DATASET EXTRACT:
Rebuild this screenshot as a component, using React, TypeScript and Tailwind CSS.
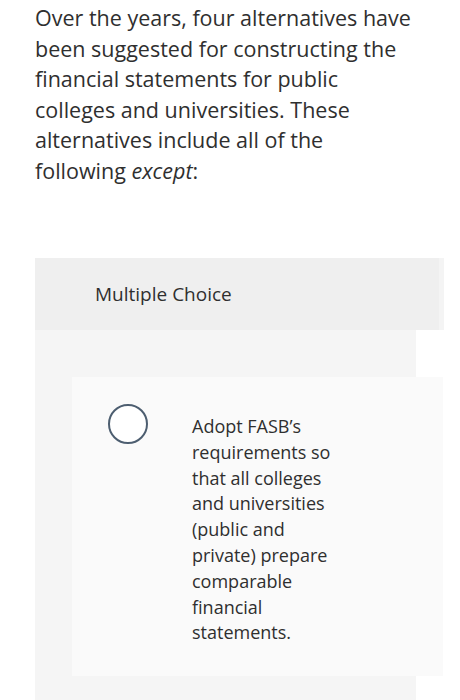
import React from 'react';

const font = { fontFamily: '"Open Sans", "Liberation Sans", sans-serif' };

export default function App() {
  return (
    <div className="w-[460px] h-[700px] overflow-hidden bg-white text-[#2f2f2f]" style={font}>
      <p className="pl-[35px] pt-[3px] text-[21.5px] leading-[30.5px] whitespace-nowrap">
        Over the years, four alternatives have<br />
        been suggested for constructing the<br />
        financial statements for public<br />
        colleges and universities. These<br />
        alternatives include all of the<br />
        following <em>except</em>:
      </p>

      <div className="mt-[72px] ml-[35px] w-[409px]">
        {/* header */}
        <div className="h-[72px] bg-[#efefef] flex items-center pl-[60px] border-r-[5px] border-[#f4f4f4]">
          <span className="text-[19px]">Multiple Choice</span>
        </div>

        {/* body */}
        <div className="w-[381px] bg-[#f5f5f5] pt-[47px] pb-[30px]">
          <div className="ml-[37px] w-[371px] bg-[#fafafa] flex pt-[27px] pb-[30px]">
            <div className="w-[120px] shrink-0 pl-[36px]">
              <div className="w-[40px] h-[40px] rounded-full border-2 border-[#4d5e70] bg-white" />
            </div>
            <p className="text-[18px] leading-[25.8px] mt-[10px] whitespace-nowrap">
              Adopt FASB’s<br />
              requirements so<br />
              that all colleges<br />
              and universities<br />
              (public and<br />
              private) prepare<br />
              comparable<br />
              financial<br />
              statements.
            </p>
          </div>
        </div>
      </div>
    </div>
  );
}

GIVEN REQUEST: Exclude the images, then output the data above word for word.

RESULT BELOW:
Rebuild this screenshot as a component, using React, TypeScript and Tailwind CSS.
import React from 'react';

const font = { fontFamily: '"Open Sans", "Liberation Sans", sans-serif' };

export default function App() {
  return (
    <div className="w-[460px] h-[700px] overflow-hidden bg-white text-[#2f2f2f]" style={font}>
      <p className="pl-[35px] pt-[3px] text-[21.5px] leading-[30.5px] whitespace-nowrap">
        Over the years, four alternatives have<br />
        been suggested for constructing the<br />
        financial statements for public<br />
        colleges and universities. These<br />
        alternatives include all of the<br />
        following <em>except</em>:
      </p>

      <div className="mt-[72px] ml-[35px] w-[409px]">
        {/* header */}
        <div className="h-[72px] bg-[#efefef] flex items-center pl-[60px] border-r-[5px] border-[#f4f4f4]">
          <span className="text-[19px]">Multiple Choice</span>
        </div>

        {/* body */}
        <div className="w-[381px] bg-[#f5f5f5] pt-[47px] pb-[30px]">
          <div className="ml-[37px] w-[371px] bg-[#fafafa] flex pt-[27px] pb-[30px]">
            <div className="w-[120px] shrink-0 pl-[36px]">
              <div className="w-[40px] h-[40px] rounded-full border-2 border-[#4d5e70] bg-white" />
            </div>
            <p className="text-[18px] leading-[25.8px] mt-[10px] whitespace-nowrap">
              Adopt FASB’s<br />
              requirements so<br />
              that all colleges<br />
              and universities<br />
              (public and<br />
              private) prepare<br />
              comparable<br />
              financial<br />
              statements.
            </p>
          </div>
        </div>
      </div>
    </div>
  );
}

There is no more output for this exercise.